Benton provided jars of homemade aronia berry salsa and aronia berry-jalapeno jelly. The jelly was spread on crackers, and the salsa was poured into a bowl.

Luken dished up the dessert – aronia berry applesauce; from the oven came the hot dish – ham balls, sans aronia.

The recipe, she said, “was given to me by a friend of my mother’s. It’s been a favorite of our children and grandchildren.

“I’ve also learned if you know how to make the ham balls you never have to take anything else to the church potluck. They’re something everybody likes.”

Luken said her mother didn’t enjoy cooking. Sunday dinners after church were eaten out, she said, “and the rest of the day we were on our own.

“I was an only child and Mother was happy to let me play in the kitchen. All I wanted to do was cook, and she’d let me make all kinds of things for instance, chocolate pudding, before the box kind, that would boil over on the stove and burn the bottom of the pan.

As a teenager, Luken most often served up such meals as tomato soup and grilled cheese.

She eventually came across a Better Homes and Gardens Cook Book that she still consults. Its worn pages showing years of long-time use.

“I’d say this cookbook is what actually taught me the basics of how to cook since then,” she said.

Luken said her enthusiasm for being in the kitchen was passed onto her children, Helen and Rustin, who live in Colorado; along with four granddaughters.
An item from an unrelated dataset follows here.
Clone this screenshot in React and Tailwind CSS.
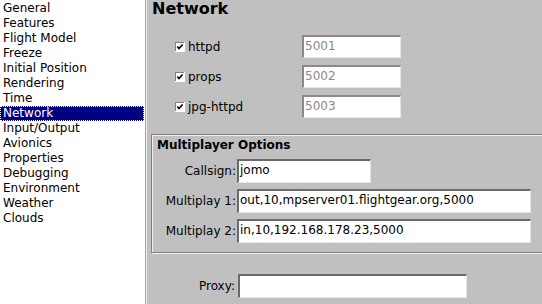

“The girls like to set the table when they come to visit,” Luken said, “and help in the kitchen.

“The first thing we do in the morning is to make a grocery list for the day and go to (a local grocery store) after breakfast to get what we need.
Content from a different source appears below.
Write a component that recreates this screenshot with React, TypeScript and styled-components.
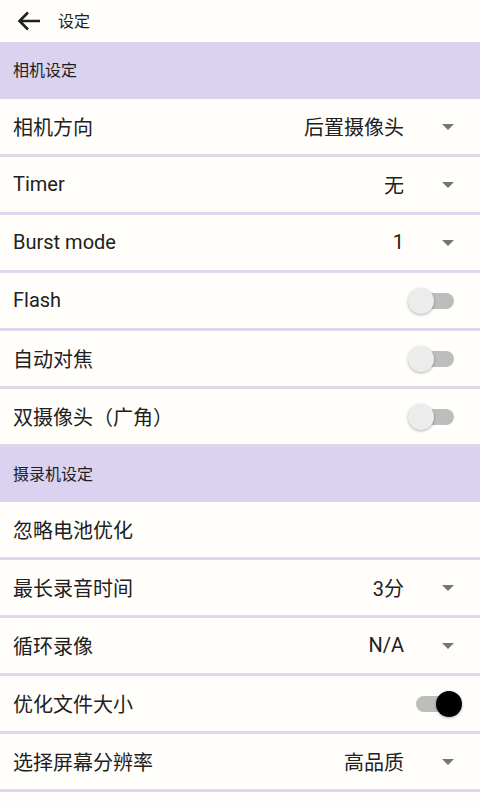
import * as React from 'react'
import styled, { createGlobalStyle } from 'styled-components'

const GlobalStyle = createGlobalStyle`
  html, body {
    margin: 0;
    padding: 0;
    background: #fffefb;
    font-family: Roboto, 'Noto Sans CJK SC', sans-serif;
    color: #212121;
  }
`

const Page = styled.div`
  width: 480px;
  min-height: 804px;
  background: #fffefb;
`

const Toolbar = styled.div`
  height: 42px;
  display: flex;
  align-items: center;
  padding-left: 16px;
`

const BackButton = styled.div`
  width: 26px;
  height: 22px;
  display: flex;
  margin-right: 16px;
`

const Title = styled.div`
  font-size: 16px;
  margin-bottom: 2px;
`

const SectionHeader = styled.div<{ $h: number }>`
  height: ${({ $h }) => $h}px;
  box-sizing: border-box;
  background: #dad2ee;
  display: flex;
  align-items: center;
  padding: 0 0 4px 13px;
  font-size: 16px;
`

const Row = styled.div`
  height: 55px;
  border-bottom: 3px solid #dcd7eb;
  display: flex;
  align-items: center;
  padding: 0 26px 0 13px;
  background: #fffefb;
`

const Label = styled.div`
  flex: 1;
  font-size: 20px;
  margin-bottom: 1px;
`

const Value = styled.div`
  font-size: 20px;
  margin: 0 38px 1px 0;
`

const Caret = styled.div`
  width: 0;
  height: 0;
  border-left: 6px solid transparent;
  border-right: 6px solid transparent;
  border-top: 6px solid #757575;
`

const Track = styled.div`
  position: relative;
  width: 38px;
  height: 16px;
  border-radius: 8px;
  background: #bdbdbd;
`

const Thumb = styled.div<{ $on?: boolean }>`
  position: absolute;
  top: -5px;
  left: ${({ $on }) => ($on ? '20px' : '-8px')};
  width: 26px;
  height: 26px;
  border-radius: 50%;
  background: ${({ $on }) => ($on ? '#000' : '#ececec')};
  box-shadow: 0 1px 3px rgba(0, 0, 0, 0.3);
`

type Item =
  | { kind: 'select'; label: string; value: string }
  | { kind: 'switch'; label: string; on: boolean }
  | { kind: 'plain'; label: string }

const camera: Item[] = [
  { kind: 'select', label: '相机方向', value: '后置摄像头' },
  { kind: 'select', label: 'Timer', value: '无' },
  { kind: 'select', label: 'Burst mode', value: '1' },
  { kind: 'switch', label: 'Flash', on: false },
  { kind: 'switch', label: '自动对焦', on: false },
  { kind: 'switch', label: '双摄像头（广角）', on: false },
]

const recorder: Item[] = [
  { kind: 'plain', label: '忽略电池优化' },
  { kind: 'select', label: '最长录音时间', value: '3分' },
  { kind: 'select', label: '循环录像', value: 'N/A' },
  { kind: 'switch', label: '优化文件大小', on: true },
  { kind: 'select', label: '选择屏幕分辨率', value: '高品质' },
]

const SettingRow = ({ item }: { item: Item }) => (
  <Row>
    <Label>{item.label}</Label>
    {item.kind === 'select' && (
      <>
        <Value>{item.value}</Value>
        <Caret />
      </>
    )}
    {item.kind === 'switch' && (
      <Track>
        <Thumb $on={item.on} />
      </Track>
    )}
  </Row>
)

const App = () => (
  <Page>
    <GlobalStyle />
    <Toolbar>
      <BackButton>
        <svg width="26" height="22" viewBox="0 0 26 22">
          <path
            d="M24 11H3.5M12 2.5L3.5 11L12 19.5"
            fill="none"
            stroke="#212121"
            strokeWidth="2.6"
            strokeLinejoin="miter"
          />
        </svg>
      </BackButton>
      <Title>设定</Title>
    </Toolbar>
    <SectionHeader $h={57}>相机设定</SectionHeader>
    {camera.map((item, i) => (
      <SettingRow key={i} item={item} />
    ))}
    <SectionHeader $h={55}>摄录机设定</SectionHeader>
    {recorder.map((item, i) => (
      <SettingRow key={i} item={item} />
    ))}
  </Page>
)

export default App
“They like to help me fix the meal. I enjoy having them do this and feel if they have ownership in what they’ve made they’re going to like eating it.”

Aronia berry smoothie

(Serves two)

1/2 very ripe frozen banana

2 cups orange juice

1/4 cup aronia berries (can add a spoonful or two of fruit jam.)


Apple-aronia sauce

8 cups chopped apples, (peel may be left if preferred)

4 tablespoons of frozen, condensed orange juice

1 cup water

1/2 to 1 cup sugar (or per taste)

Bring above to a boil and simmer 15 minutes. Add 1 cup aronia berries and simmer 1/2 hour or until sauce is done.

Apple-aronia crisp

(Can also prepare with peach sauce)

Put 6 cups sliced apples into a 9-by-12-inch baking dish.
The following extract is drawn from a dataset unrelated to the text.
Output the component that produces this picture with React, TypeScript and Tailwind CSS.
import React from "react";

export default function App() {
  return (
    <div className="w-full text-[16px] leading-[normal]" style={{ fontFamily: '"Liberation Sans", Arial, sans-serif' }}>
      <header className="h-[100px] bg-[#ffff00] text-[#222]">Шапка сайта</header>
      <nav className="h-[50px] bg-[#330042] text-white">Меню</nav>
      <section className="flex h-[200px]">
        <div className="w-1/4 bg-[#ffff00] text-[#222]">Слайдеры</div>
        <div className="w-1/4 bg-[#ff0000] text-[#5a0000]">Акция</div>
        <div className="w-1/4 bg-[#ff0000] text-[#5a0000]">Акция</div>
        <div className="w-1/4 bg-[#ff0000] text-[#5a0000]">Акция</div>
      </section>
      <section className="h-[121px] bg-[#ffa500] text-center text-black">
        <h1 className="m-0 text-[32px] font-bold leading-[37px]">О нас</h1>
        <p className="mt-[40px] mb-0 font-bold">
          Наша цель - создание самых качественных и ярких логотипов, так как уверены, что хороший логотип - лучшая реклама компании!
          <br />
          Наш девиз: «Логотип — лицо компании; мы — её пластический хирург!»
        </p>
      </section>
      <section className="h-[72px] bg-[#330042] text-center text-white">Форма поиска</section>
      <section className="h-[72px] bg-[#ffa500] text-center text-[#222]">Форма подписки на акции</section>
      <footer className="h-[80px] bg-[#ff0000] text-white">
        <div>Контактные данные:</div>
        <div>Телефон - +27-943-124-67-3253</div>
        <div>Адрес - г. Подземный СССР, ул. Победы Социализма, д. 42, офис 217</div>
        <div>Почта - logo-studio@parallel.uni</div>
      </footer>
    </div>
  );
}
Add1/2 cup orange juice and 1/2 to 3/4 cup of aronia berries.

Mix in separate bowl:

1/2 cup brown sugar

1/2 cup white sugar

1/2 cup butter (softened, not melted)

3/4 cup flour

When crumbly, add 1/2 to 1 cup oatmeal and sprinkle over top of apples.

Pour mixture over apples.

Bake 35 minutes in 375-degree over.

Serve as is, with whipped cream or ice cream.

Mary’s ham ball favorite

3 pounds ground pork

2 pounds ground ham

4 beaten eggs

1 cup milk

4 cups bread crumbs

Beat eggs. Add milk and stir. Add bread crumbs and let sit a minute or two.

Add meat, mixing well. Make into golf ball-size rounds placing them side-by-side in baking dish.

Bake uncovered for 1/2 hour in 325-degree oven.

Prepare ham ball sauce mixing 1 cup vinegar, 3 cups brown sugar, 1 cup water and 2 tablespoons dried mustard.

Cook over low heat until vinegar and sugar are dissolved. Do not boil.

Pour sauce over ham balls and bake an additional 1/2 hour.